MICHIGAN Michigan, Wayne County to pay in wrongful murder conviction The Associated Press Authorities are finishing work on a settlement of about $4 million in a lawsuit brought by survivors of a man who spent 17 years in prison for a rape and murder he did not commit. . . . The family of Eddie Joe Lloyd would get about $2.6 million, and lawyers would get about $1.4 million, according to a proposed settlement filed last week in U.S District Court in Detroit. . . . In 2002, DNA evidence exonerated Lloyd in the 1984 rape and killing of Michelle Jackson, a 16-year-old Murray-Wright High School junior. Lloyd died in 2004 at age 56. . . . Under the proposal, Detroit would pay $3.25 million, Michigan $600,000 and Wayne County about $200,000, The Detroit News said. It said Detroit police would begin videotaping interrogations of people who could face first-degree murder charges.

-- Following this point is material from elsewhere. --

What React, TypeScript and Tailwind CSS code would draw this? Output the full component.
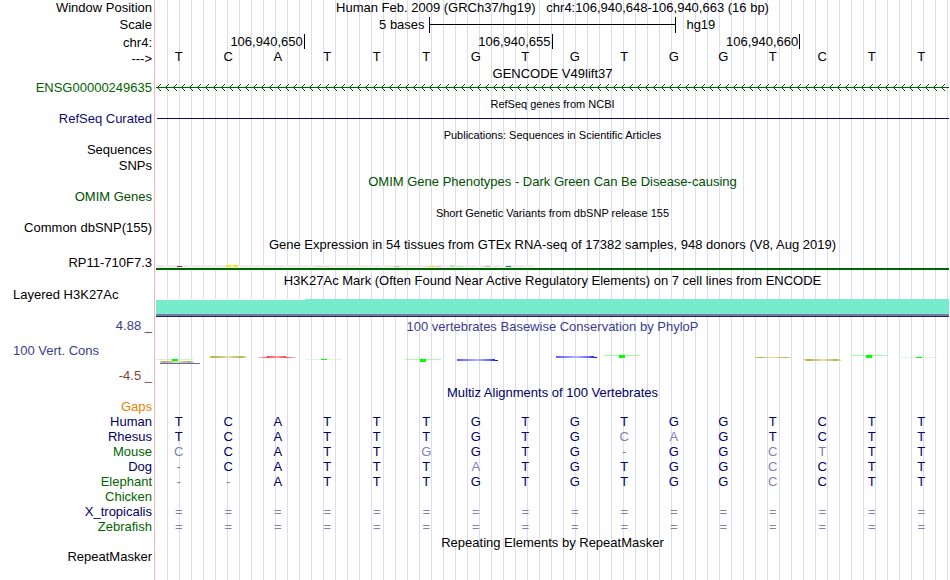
import type { ReactNode } from "react";

const SEQ = "TCATTTGTGTGGTCTT";

const SPECIES = [
  { name: "Human", color: "text-[#000064]", bases: "TCATTTGTGTGGTCTT" },
  { name: "Rhesus", color: "text-[#000064]", bases: "TCATTTGTGCAGTCTT" },
  { name: "Mouse", color: "text-[#006400]", bases: "CCATTGGTG-GGCTTT" },
  { name: "Dog", color: "text-[#000064]", bases: "-CATTTATGTGGCCTT" },
  { name: "Elephant", color: "text-[#006400]", bases: "--ATTTGTGTGGCCTT" },
  { name: "Chicken", color: "text-[#006400]", bases: "                " },
  { name: "X_tropicalis", color: "text-[#000064]", bases: "================" },
  { name: "Zebrafish", color: "text-[#006400]", bases: "================" },
];

// [x, width, height, color]
const GTEX: [number, number, number, string][] = [
  [21, 5, 1, "#8b1c62"],
  [70, 5, 2, "#eeee00"],
  [77, 5, 2, "#eeee00"],
  [161, 5, 1, "#eed5d2"],
  [168, 5, 1, "#eed5d2"],
  [238, 5, 1, "#cdb79e"],
  [273, 5, 1, "#ffd700"],
  [280, 5, 1, "#ffb6c1"],
  [294, 5, 2, "#b4eeb4"],
  [301, 5, 1, "#d9d9d9"],
  [329, 5, 1, "#cdb79e"],
  [350, 5, 1, "#008b45"],
];

function Row({
  label,
  color = "text-black",
  height = "h-4",
  left,
  ruler,
  children,
}: {
  label?: string;
  color?: string;
  height?: string;
  left?: boolean;
  ruler?: boolean;
  children?: ReactNode;
}) {
  return (
    <div className={`flex ${height}`}>
      <div
        className={`w-[154px] shrink-0 flex items-center whitespace-nowrap ${color} ${
          left ? "pl-[13px]" : "justify-end pr-0.5"
        } ${ruler ? "" : "pb-0.5"}`}
      >
        {label}
      </div>
      <div className="flex-1 min-w-0 pl-0.5 pr-px">{children}</div>
    </div>
  );
}

function Title({
  children,
  color = "text-black",
  small,
}: {
  children: ReactNode;
  color?: string;
  small?: boolean;
}) {
  return (
    <h2
      className={`h-full flex items-center justify-center whitespace-pre ${color} ${
        small ? "text-[11px]" : ""
      }`}
    >
      {children}
    </h2>
  );
}

function Tick({ span, children }: { span: string; children: ReactNode }) {
  return (
    <div className={`${span} h-[15px] flex items-center justify-end pr-px border-r border-black`}>
      {children}
    </div>
  );
}

function GeneArrows() {
  return (
    <svg className="block w-full h-4" shapeRendering="crispEdges">
      <defs>
        <pattern id="arrows" width="8" height="16" patternUnits="userSpaceOnUse">
          <path
            d="M1 7h1v1h-1zM2 6h1v1h-1zM2 8h1v1h-1zM3 5h1v1h-1zM3 9h1v1h-1zM4 4h1v1h-1zM4 10h1v1h-1z"
            fill="#006400"
          />
        </pattern>
      </defs>
      <rect width="100%" height="16" fill="url(#arrows)" />
      <rect y="7" width="100%" height="1" fill="#006400" />
    </svg>
  );
}

function Expression() {
  return (
    <svg className="block w-full h-[21px]" shapeRendering="crispEdges">
      <rect y="13" width="378" height="3" fill="#eeeeee" />
      {GTEX.map(([x, w, h, fill]) => (
        <rect key={x} x={x} y={15 - h} width={w} height={h} fill={fill} />
      ))}
      <rect y="16" width="100%" height="2" fill="#006400" />
    </svg>
  );
}

function Conservation() {
  return (
    <svg className="block w-full h-[34px]" shapeRendering="crispEdges">
      <defs>
        <linearGradient id="olive">
          <stop offset="0" stopColor="#d8d488" />
          <stop offset="0.12" stopColor="#b4b040" />
          <stop offset="0.5" stopColor="#e4e0a8" />
          <stop offset="0.85" stopColor="#b8b448" />
          <stop offset="1" stopColor="#e8e6c0" />
        </linearGradient>
        <linearGradient id="blue">
          <stop offset="0" stopColor="#5a5aff" />
          <stop offset="0.5" stopColor="#b4b4ff" />
          <stop offset="0.8" stopColor="#6464ff" />
          <stop offset="1" stopColor="#0000e0" />
        </linearGradient>
        <linearGradient id="red">
          <stop offset="0" stopColor="#ffc8c8" />
          <stop offset="0.25" stopColor="#ff4646" />
          <stop offset="0.5" stopColor="#ff9696" />
          <stop offset="0.75" stopColor="#ff4646" />
          <stop offset="1" stopColor="#ffc8c8" />
        </linearGradient>
      </defs>
      <rect x="1" y="25" width="36" height="1" fill="#c8f5c8" />
      <path d="M4 27h32l3 2h-35z" fill="url(#olive)" />
      <rect x="4" y="29" width="40" height="1" fill="#6464dc" />
      <rect x="16" y="25" width="6" height="2" fill="#00ff00" />
      <path d="M53 22h36l2 2h-37z" fill="url(#olive)" />
      <path d="M102 23h9v-1h19v1h10v1h-38z" fill="url(#red)" />
      <rect x="150" y="25" width="36" height="1" fill="#dcf8dc" />
      <rect x="165" y="25" width="6" height="1" fill="#00ff00" />
      <rect x="249" y="25" width="36" height="1" fill="#a0ffa0" />
      <rect x="264" y="25" width="6" height="3" fill="#00ff00" />
      <path d="M301 25h35l6 1v1h-41z" fill="url(#blue)" />
      <path d="M400 22h35l6 1v1h-41z" fill="url(#blue)" />
      <rect x="448" y="21" width="36" height="1" fill="#a0ffa0" />
      <rect x="463" y="21" width="6" height="3" fill="#00ff00" />
      <rect x="599" y="23" width="36" height="1" fill="url(#olive)" />
      <path d="M648 25h35l3 2h-37z" fill="url(#olive)" />
      <rect x="695" y="21" width="36" height="1" fill="#a0ffa0" />
      <rect x="710" y="21" width="6" height="3" fill="#00ff00" />
      <rect x="745" y="23" width="36" height="1" fill="#dcf8dc" />
      <rect x="760" y="23" width="6" height="1" fill="#00ff00" />
    </svg>
  );
}

function Alignment() {
  return (
    <table className="w-full table-fixed border-collapse">
      <colgroup>
        <col className="w-[154px]" />
        {SEQ.split("").map((_, i) => (
          <col key={i} />
        ))}
        <col className="w-1" />
      </colgroup>
      <tbody>
        {SPECIES.map(({ name, color, bases }) => (
          <tr key={name} className="h-[15px]">
            <th scope="row" className={`p-0 pr-0.5 text-right font-normal ${color}`}>
              {name}
            </th>
            {bases.split("").map((b, i) => (
              <td
                key={i}
                className={`p-0 text-center ${b === SEQ[i] ? "text-[#000064]" : "text-[#8080b4]"}`}
              >
                {b}
              </td>
            ))}
            <td className="p-0" />
          </tr>
        ))}
      </tbody>
    </table>
  );
}

export default function App() {
  return (
    <main className="min-h-screen overflow-hidden bg-white font-['Liberation_Sans',sans-serif] text-[13px] leading-[15px] text-black bg-no-repeat bg-[position:154px_0] bg-[image:linear-gradient(to_right,#ffb4b4_1px,#fff_1px,#fff_12px,transparent_12px),repeating-linear-gradient(to_right,#fff_0px,#fff_1px,#dcdcf5_1px,#dcdcf5_2px,#fff_2px,#fff_12px)]">
      <Row label="Window Position" height="h-[15px]" ruler>
        <Title>{"Human Feb. 2009 (GRCh37/hg19)   chr4:106,940,648-106,940,663 (16 bp)"}</Title>
      </Row>
      <Row label="Scale" height="h-[19px]" ruler>
        <div className="h-full grid grid-cols-[5.5fr_5fr_5.5fr] items-center">
          <span className="text-right pr-1">5 bases</span>
          <div className="h-4 flex items-center border-x border-black">
            <div className="h-px w-full bg-black" />
          </div>
          <span className="pl-2.5">hg19</span>
        </div>
      </Row>
      <Row label="chr4:" ruler>
        <div className="grid grid-cols-16">
          <Tick span="col-span-3">106,940,650</Tick>
          <Tick span="col-span-5">106,940,655</Tick>
          <Tick span="col-span-5">106,940,660</Tick>
        </div>
      </Row>
      <Row label="--->" height="h-4" ruler>
        <div className="-ml-0.5 pr-[3px] grid grid-cols-16 text-center leading-[13px]">
          {SEQ.split("").map((b, i) => (
            <span key={i}>{b}</span>
          ))}
        </div>
      </Row>

      <Row height="h-[14px]">
        <Title>GENCODE V49lift37</Title>
      </Row>
      <Row label="ENSG00000249635" color="text-[#006400]">
        <GeneArrows />
      </Row>
      <Row>
        <Title small>RefSeq genes from NCBI</Title>
      </Row>
      <Row label="RefSeq Curated" color="text-[#0c0c78]" height="h-[15px]">
        <div className="h-full pt-1.5">
          <div className="ml-px h-px bg-[#0c0c78]" />
        </div>
      </Row>
      <Row>
        <Title small>Publications: Sequences in Scientific Articles</Title>
      </Row>
      <Row label="Sequences" height="h-[15px]" />
      <Row label="SNPs" />
      <Row height="h-[15px]">
        <Title color="text-[#005000]">
          OMIM Gene Phenotypes - Dark Green Can Be Disease-causing
        </Title>
      </Row>
      <Row label="OMIM Genes" color="text-[#005000]" />
      <Row>
        <Title small>Short Genetic Variants from dbSNP release 155</Title>
      </Row>
      <Row label="Common dbSNP(155)" height="h-[15px]" />
      <Row>
        <Title>
          Gene Expression in 54 tissues from GTEx RNA-seq of 17382 samples, 948 donors (V8, Aug 2019)
        </Title>
      </Row>
      <Row label="RP11-710F7.3" height="h-[21px]" ruler>
        <Expression />
      </Row>
      <Row height="h-[15px]">
        <Title>
          H3K27Ac Mark (Often Found Near Active Regulatory Elements) on 7 cell lines from ENCODE
        </Title>
      </Row>
      <Row label="Layered H3K27Ac" left height="h-[15px]">
        <svg className="block w-full h-[30px]" shapeRendering="crispEdges">
          <rect y="11" width="100%" height="15" fill="#78ebcd" />
          <rect y="11" width="149" height="1" fill="#fff" />
          <rect y="26" width="100%" height="2" fill="#7878aa" />
          <rect y="28" width="100%" height="1" fill="#14285a" />
        </svg>
      </Row>
      <Row height="h-[15px]" />
      <Row label="4.88 _" color="text-[#3c3c8c]">
        <Title color="text-[#3c3c8c]">100 vertebrates Basewise Conservation by PhyloP</Title>
      </Row>
      <Row label="100 Vert. Cons" color="text-[#3c3c8c]" left height="h-[34px]">
        <Conservation />
      </Row>
      <Row label="-4.5 _" color="text-[#8c3c3c]" />

      <Row>
        <Title color="text-[#000064]">Multiz Alignments of 100 Vertebrates</Title>
      </Row>
      <Row label="Gaps" color="text-[#e68200]" height="h-[14px]" />
      <Alignment />
      <Row>
        <Title>Repeating Elements by RepeatMasker</Title>
      </Row>
      <Row label="RepeatMasker" height="h-[15px]" />
    </main>
  );
}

A federal jury yesterday found that a state police investigator fabricated the confession of a mildly retarded man sent to death row for a rape and murder he did not commit. . . . In a case that has had widespread repercussions for Virginia's criminal justice system, the four-man, five-woman jury awarded Earl Washington Jr. $2.25 million in damages. . . . Washington spent nine years on death row after he was wrongly convicted of the June 4, 1982, rape and murder of Rebecca Lynn Williams, 19, in Culpeper. The mother of three was stabbed 38 times. . . . Washington hugged his lawyers after hearing the jury's decision. "I feel great. I'm happy," he said, looking overwhelmed.

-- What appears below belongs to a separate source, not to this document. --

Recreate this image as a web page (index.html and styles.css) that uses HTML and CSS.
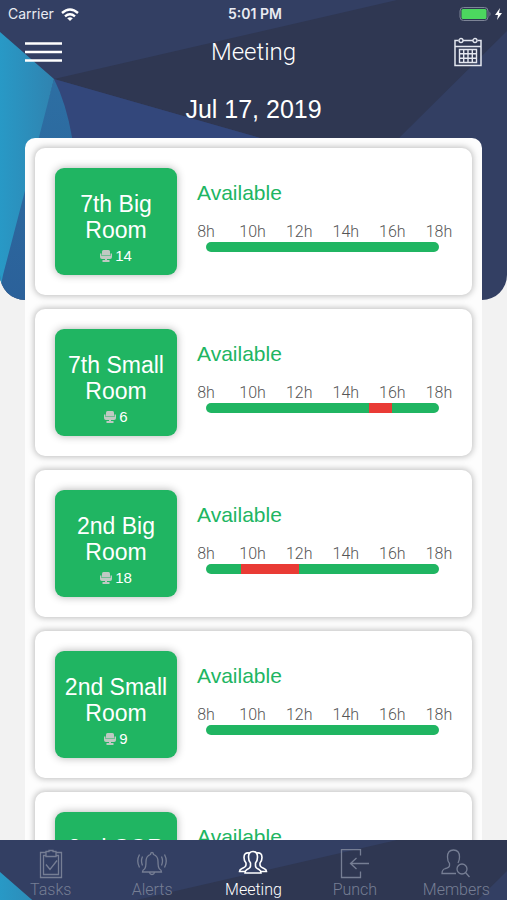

City to pay $3.2m in wrongful conviction suit Record settlement follows DNA tests By Andrea Estes, Globe Staff The city of Boston has agreed to pay $3.2 million to settle a wrongful conviction suit filed by Neil Miller, who served 10 years in prison for raping a 19-year-old Emerson College student before DNA tests proved that another man committed the crime. It is believed to be the largest settlement Boston has paid in a wrongful conviction case. . . . Miller, 39, had been convicted of breaking into the woman's apartment Aug. 24, 1989, and raping her while holding a screwdriver to her neck after the woman identified him in a police lineup. He was freed May 10, 2000, after tests requested by the New York-based Innocence Project proved that his DNA didn't match that found in semen on the victim's body and bed. . . . Yesterday, Miller's lawyers, Howard Friedman and Innocence Project codirector Peter Neufeld, charged that testimony in their 2003 lawsuit shows the Boston police manipulated evidence to help prosecutors win a conviction.
Woo, glad to hear that! I thought the system had angled itself against that, but I'm glad to hear it!
Me too! I'm happy to hear that when this happens, most people will be awarded money so they will never worry about $$ again. It just sucks that as taxpayers, we're the ones that are paying, but what can you do?